Looking outside the next morning, we noticed on almost the opposite section of the glacier, from where we came down the day before, that there was a gently sloping hill that we could have easily walked down without rappelling. It was pretty funny to see and would have saved us quite a bit of time but that’s alright, what we did makes us seem more badass. Most of my peers spent their whole day in the tent inside their sleeping bags. My mindset was that I didn’t come to Alaska to sit in a tent and I decided to take advantage of the opportunity presented to us. The instructors were allowing us to explore independently since we were no longer in bear country. I took the time to venture over the hill at the edge of camp and explore the grassy meadow on the other side. This area was absolutely beautiful with the meadow sitting high above the valley below and views of Mt. Jarvis and the Nabesna glacier on the other side. I wandered around for two hours by myself, enjoying the sights and also discovering the airstrip for our re-ration the next day, which featured a cabin at one end. These people with these small cabins sure pick some nice spots to live! I can’t believe they don’t spend most of their time out there, especially in the summer. I know I would.
Later that night, I spent a couple of hours in the instructors’ tent going over our overall plan for our time on the glacier, which would now last 18 days. One of the greatest parts about the trip is how the students had complete input on the route and the overall goals of the trip. We created plans based off what we wanted to do, not some structure that the school created for each trip because that doesn’t exist at NOLS. Anyways, we established our main goal of our trip to climb Mt. Jarvis, a true challenging Alaskan mountain sitting at just over 13,400 feet. In the second ration on the glacier, we thought that it’d be cool to possibly split off and tackle some smaller peaks or make a big push for Mt. Wrangell before making our way down and out on the heavily crevassed Copper Glacier.

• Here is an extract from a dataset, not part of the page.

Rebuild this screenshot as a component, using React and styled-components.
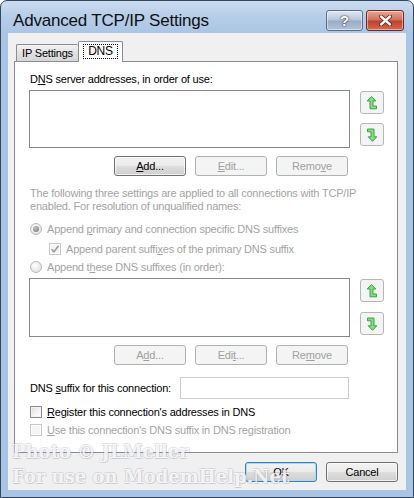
import React from "react";
import styled, { createGlobalStyle, css } from "styled-components";

const GlobalStyle = createGlobalStyle`
  html, body {
    margin: 0;
    padding: 0;
    background: #ffffff;
  }
  * {
    box-sizing: border-box;
  }
`;

const Window = styled.div`
  position: relative;
  width: 414px;
  height: 498px;
  display: flex;
  flex-direction: column;
  padding: 0 7px 7px;
  border: 1px solid #34475c;
  border-radius: 7px 7px 0 0;
  background: linear-gradient(#c9dbef 0px, #b4cce8 18px, #a9c4e4 34px, #a9c4e4 100%);
  font-family: "Liberation Sans", Arial, sans-serif;
  letter-spacing: -0.2px;
  overflow: hidden;
`;

const TitleBar = styled.div`
  height: 32px;
  display: flex;
  align-items: flex-start;
  justify-content: space-between;
  padding: 9px 2px 0 5px;
`;

const Title = styled.div`
  font-family: "Liberation Sans", Arial, sans-serif;
  font-size: 17px;
  line-height: 21px;
  color: #101010;
  letter-spacing: -0.2px;
`;

const CaptionButtons = styled.div`
  display: flex;
  gap: 3px;
`;

const CapBtn = styled.div`
  width: ${(p) => (p.$close ? 38 : 37)}px;
  height: 21px;
  border-radius: 3px;
  display: flex;
  align-items: center;
  justify-content: center;
  color: #ffffff;
  font-weight: bold;
  font-size: 15px;
  text-shadow: 0 0 2px #333, 0 0 1px #333;
  border: 1px solid ${(p) => (p.$close ? "#6e2a22" : "#5b6f86")};
  background: ${(p) =>
    p.$close
      ? "linear-gradient(#e8a597 0%, #d1725f 45%, #c0432c 55%, #d4694f 100%)"
      : "linear-gradient(#dfe8f2 0%, #b8c8da 45%, #98adc5 55%, #b1c3d7 100%)"};
  box-shadow: inset 0 0 0 1px rgba(255, 255, 255, 0.45);
`;

const Client = styled.div`
  flex: 1;
  display: flex;
  flex-direction: column;
  background: #f0f0f0;
  padding: 8px 8px 0 6px;
`;

const Tabs = styled.div`
  height: 20px;
  display: flex;
  align-items: flex-end;
  padding-left: 2px;
`;

const Tab = styled.div`
  font-size: 11px;
  color: #000;
  display: flex;
  align-items: center;
  justify-content: center;
  border: 1px solid #898c95;
  border-bottom: none;
  border-radius: 2px 2px 0 0;
  ${(p) =>
    p.$active
      ? css`
          position: relative;
          z-index: 1;
          width: 45px;
          height: 21px;
          margin-bottom: -1px;
          background: #ffffff;
          padding-bottom: 2px;
        `
      : css`
          width: 62px;
          height: 17px;
          background: linear-gradient(#f3f3f3, #e2e2e2 50%, #d6d6d6);
          border-right: none;
        `}
`;

const Focus = styled.span`
  border: 1px dotted #000;
  padding: 0 4px;
  line-height: 13px;
  font-size: 12px;
`;

const Panel = styled.div`
  height: 392px;
  border: 1px solid #898c95;
  background: #ffffff;
  padding: 11px 0 0 15px;
  display: flex;
  flex-direction: column;
`;

const Label = styled.div`
  font-size: 11px;
  line-height: 13px;
  color: ${(p) => (p.$disabled ? "#a3a3a3" : "#000")};
  margin-top: ${(p) => p.$mt || 0}px;
  white-space: nowrap;
`;

const Key = styled.span`
  text-decoration: underline;
  text-underline-offset: 1px;
`;

const ListRow = styled.div`
  display: flex;
  gap: 10px;
  margin-top: ${(p) => p.$mt}px;
  margin-left: -1px;
`;

const ListBox = styled.div`
  width: 321px;
  height: ${(p) => p.$h}px;
  border: 1px solid #828790;
  background: #ffffff;
`;

const ArrowCol = styled.div`
  display: flex;
  flex-direction: column;
  gap: ${(p) => p.$gap}px;
  padding-top: 1px;
`;

const ArrowBtn = styled.div`
  width: 24px;
  height: 23px;
  border: 1px solid #b6b6b6;
  border-radius: 3px;
  background: #f4f4f4;
  display: flex;
  align-items: center;
  justify-content: center;
`;

const ButtonRow = styled.div`
  width: 321px;
  margin-left: -1px;
  display: flex;
  justify-content: flex-end;
  gap: 9px;
  padding-right: 2px;
  margin-top: ${(p) => p.$mt}px;
`;

const Button = styled.div`
  width: 72px;
  height: 20px;
  border-radius: 3px;
  font-size: 11px;
  display: flex;
  align-items: center;
  justify-content: center;
  ${(p) =>
    p.$disabled
      ? css`
          border: 1px solid #adb2b5;
          background: #f4f4f4;
          color: #a0a0a0;
        `
      : css`
          border: 1px solid ${p.$default ? "#3c7fb1" : "#707070"};
          background: linear-gradient(#f2f2f2 0%, #ebebeb 48%, #dddddd 52%, #cfcfcf 100%);
          color: #000;
          box-shadow: inset 0 0 0 1px ${p.$default ? "#a7dcf7" : "rgba(255,255,255,0.7)"};
        `}
`;

const OptionRow = styled.div`
  display: flex;
  align-items: center;
  height: 15px;
  gap: 5px;
  margin-top: ${(p) => p.$mt || 0}px;
  margin-left: ${(p) => p.$ml || 0}px;
  font-size: 11px;
  color: ${(p) => (p.$disabled ? "#a3a3a3" : "#000")};
  white-space: nowrap;
`;

const Radio = styled.span`
  width: 12px;
  height: 12px;
  border-radius: 50%;
  border: 1px solid #b8b8b8;
  background: radial-gradient(circle at 40% 35%, #ffffff, #e6e6e6 70%, #d8d8d8);
  display: flex;
  align-items: center;
  justify-content: center;
  flex: none;
  &::after {
    content: "";
    display: ${(p) => (p.$checked ? "block" : "none")};
    width: 6px;
    height: 6px;
    border-radius: 50%;
    background: radial-gradient(circle at 40% 35%, #c4c4c4, #8a8a8a 70%, #777);
  }
`;

const Check = styled.span`
  width: 12px;
  height: 12px;
  border: 1px solid ${(p) => (p.$disabled ? "#c8c8c8" : "#8f8f8f")};
  background: ${(p) =>
    p.$disabled ? "#f4f4f4" : "linear-gradient(135deg, #dcdcdc, #f6f6f6 60%, #ffffff)"};
  box-shadow: inset 0 0 0 1px ${(p) => (p.$disabled ? "#ffffff" : "#f2f2f2")};
  display: flex;
  align-items: center;
  justify-content: center;
  flex: none;
`;

const SuffixRow = styled.div`
  display: flex;
  align-items: center;
  margin-top: 12px;
  font-size: 11px;
`;

const SuffixLabel = styled.span`
  width: 150px;
`;

const TextInput = styled.div`
  width: 169px;
  height: 22px;
  border: 1px solid #c9ccd2;
  background: #ffffff;
`;

const Footer = styled.div`
  display: flex;
  justify-content: flex-end;
  gap: 9px;
  margin-top: 9px;
`;

const Watermark = styled.div`
  position: absolute;
  left: 11px;
  top: 438px;
  font-family: "DejaVu Serif", "Liberation Serif", serif;
  font-weight: bold;
  font-size: 18px;
  line-height: 25px;
  letter-spacing: 0;
  color: rgba(252, 252, 255, 0.85);
  text-shadow: 1px 1px 0 rgba(120, 120, 130, 0.22), -1px -1px 0 rgba(120, 120, 130, 0.14),
    1px -1px 0 rgba(120, 120, 130, 0.12), -1px 1px 0 rgba(120, 120, 130, 0.12);
  pointer-events: none;
  white-space: nowrap;
`;

const UpArrow = () => (
  <svg width="12" height="14" viewBox="0 0 12 14">
    <polygon
      points="5.5,0.5 9.8,5 7,5 7,10 10.5,10 10.5,12.8 4,12.8 4,5 1.2,5"
      fill="#80e07f"
      stroke="#2f9a37"
      strokeWidth="0.9"
      strokeLinejoin="round"
    />
  </svg>
);

const DownArrow = () => (
  <svg width="12" height="14" viewBox="0 0 12 14">
    <polygon
      points="6.5,13.3 2.2,8.8 5,8.8 5,3.8 1.5,3.8 1.5,1 8,1 8,8.8 10.8,8.8"
      fill="#80e07f"
      stroke="#2f9a37"
      strokeWidth="0.9"
      strokeLinejoin="round"
    />
  </svg>
);

const Tick = () => (
  <svg width="10" height="10" viewBox="0 0 10 10">
    <path d="M1.5 5.2 L4 7.8 L8.6 1.8" fill="none" stroke="#9a9a9a" strokeWidth="1.5" />
  </svg>
);

const CloseX = () => (
  <svg width="13" height="11" viewBox="0 0 13 11">
    <path
      d="M2 1.5 L11 9.5 M11 1.5 L2 9.5"
      stroke="#5a1a12"
      strokeWidth="4"
      strokeLinecap="round"
    />
    <path d="M2 1.5 L11 9.5 M11 1.5 L2 9.5" stroke="#ffffff" strokeWidth="2.4" strokeLinecap="round" />
  </svg>
);

function ListWithArrows({ mt, h, gap }) {
  return (
    <ListRow $mt={mt}>
      <ListBox $h={h} />
      <ArrowCol $gap={gap}>
        <ArrowBtn>
          <UpArrow />
        </ArrowBtn>
        <ArrowBtn>
          <DownArrow />
        </ArrowBtn>
      </ArrowCol>
    </ListRow>
  );
}

export default function App() {
  return (
    <>
      <GlobalStyle />
      <Window>
        <TitleBar>
          <Title>Advanced TCP/IP Settings</Title>
          <CaptionButtons>
            <CapBtn>?</CapBtn>
            <CapBtn $close>
              <CloseX />
            </CapBtn>
          </CaptionButtons>
        </TitleBar>
        <Client>
          <Tabs>
            <Tab>IP Settings</Tab>
            <Tab $active>
              <Focus>DNS</Focus>
            </Tab>
          </Tabs>
          <Panel>
            <Label>
              D<Key>N</Key>S server addresses, in order of use:
            </Label>
            <ListWithArrows mt={4} h={58} gap={9} />
            <ButtonRow $mt={8}>
              <Button>
                <span>
                  <Key>A</Key>dd...
                </span>
              </Button>
              <Button $disabled>
                <span>
                  <Key>E</Key>dit...
                </span>
              </Button>
              <Button $disabled>
                <span>
                  Remo<Key>v</Key>e
                </span>
              </Button>
            </ButtonRow>
            <Label $disabled $mt={11}>
              The following three settings are applied to all connections with TCP/IP
              <br />
              enabled. For resolution of unqualified names:
            </Label>
            <OptionRow $disabled $mt={8}>
              <Radio $checked />
              <span>
                Append <Key>p</Key>rimary and connection specific DNS suffixes
              </span>
            </OptionRow>
            <OptionRow $disabled $mt={5} $ml={19}>
              <Check $disabled>
                <Tick />
              </Check>
              <span>
                Append parent suffi<Key>x</Key>es of the primary DNS suffix
              </span>
            </OptionRow>
            <OptionRow $disabled $mt={3}>
              <Radio />
              <span>
                Append t<Key>h</Key>ese DNS suffixes (in order):
              </span>
            </OptionRow>
            <ListWithArrows mt={4} h={59} gap={10} />
            <ButtonRow $mt={8}>
              <Button $disabled>
                <span>
                  A<Key>d</Key>d...
                </span>
              </Button>
              <Button $disabled>
                <span>
                  Edi<Key>t</Key>...
                </span>
              </Button>
              <Button $disabled>
                <span>
                  Re<Key>m</Key>ove
                </span>
              </Button>
            </ButtonRow>
            <SuffixRow>
              <SuffixLabel>
                DNS <Key>s</Key>uffix for this connection:
              </SuffixLabel>
              <TextInput />
            </SuffixRow>
            <OptionRow $mt={5}>
              <Check />
              <span>
                <Key>R</Key>egister this connection's addresses in DNS
              </span>
            </OptionRow>
            <OptionRow $disabled $mt={3}>
              <Check $disabled />
              <span>
                <Key>U</Key>se this connection's DNS suffix in DNS registration
              </span>
            </OptionRow>
          </Panel>
          <Footer>
            <Button $default>OK</Button>
            <Button>Cancel</Button>
          </Footer>
        </Client>
        <Watermark>
          Photo © JLMeller
          <br />
          For use on ModemHelp.Net
        </Watermark>
      </Window>
    </>
  );
}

The following day we met up with Kirk for the second time as he brought us our ration for our first 10 days on the glacier. This would be the last time we would see him for 19 days because our re-ration on the glacier would be from a different pilot named Paul. In the afternoon, we hit the small slopes (hills) near camp and practiced our skiing skills on these expedition skis which would be our main form of travel on the glacier. During class, we spotted a group of sheep in the distance running through the grassy meadow. After our lessons were finished, we stayed for a while and shredded some pow with our new sick pizza moves. Who knew you could make such big pizza slices in the middle of the wilderness? I proceeded to fall a few times (a lot) as I tried to figure out the heavy expedition skis, which are much different than downhill (either that or I’m a bad skier, both highly likely). Following dinner, we took an evening walk over to the base of the glacier to create a cache so we would have less to transport the following morning. On the way, one of the girls became trapped by the quick sinking sand next to a small glacier creek. We came upon this “hazard” multiple times on our journey and you were always unsure whether the mud was solid or not. If you did find yourself sinking the number one rule is never stop moving! If you stop, you’re screwed and you’ll need multiple people to pull you out from the mess. However, if you are not involved it is quite a funny site to see the person become trapped and caked with mud (don’t worry I’m not that evil, I helped her out).
Our instructors departed early the next morning to ascent a small peak at the edge of the glacier with the goal of bonding and further improving their skills. As we were making breakfast, they arrived back at camp exhausted but thrilled to begin our journey on the glacier. During that time, we felt the wind pick up and eventually someone spotted that the glacier behind us was just a giant white cloud. It was a whiteout and we could no longer see anything on the glacier due to a large snow storm, even the mountains that lay less than a quarter mile from camp. We decided that it was probably best to not travel for our second time on the glacier in these whiteout conditions. Some students were disappointed and wanted the experience but we were assured that it was highly likely that we would eventually face similar conditions.
So instead of travelling, we headed to the slope of a nearby off glacier mountain to practice kicking steps on steep slopes , more snow protection and self arrest techniques on all types of falls. Self arrest was probably the best part of the day. Once you fell, the slope was steep enough for you to gain a significant amount of speed after a few yards. I had some difficulty executing the self arrest from the fall where you are falling headfirst on your back. The technique to stop yourself is to basically complete a crunch to one side, slamming your ice pick in the slope which swings your legs around eventually causing you to stop. If you aren’t skilled enough, like myself, there is potential for you to miss the snow on your crunch and impale your leg with the pick, which I’m guessing would cause some serious damage. I was told by one of my instructors after a few attempts that I was prohibited from practicing at full speed and worked with him on my technique, eventually improving until I was able to execute it properly. Before leaving the mountain, we decided to have some fun and glissaded on our feet and butts multiple times (search glissading on YouTube). We eventually created a chute where we were able to slide down for hundreds of yards at fairly high speeds before self arresting with our elbows and coming to a stop. It was easily the most fun I’ve ever had “sledding” down a hill (I guess it’s pretty hard to compete with a mountain).
The weather had cleared by the next day and we were able to finally move onto the glacier. Leaving the tundra and dry land behind us for the next 18 days. We would soon come to learn of the hardships we would have to face and the huge challenges that lay ahead.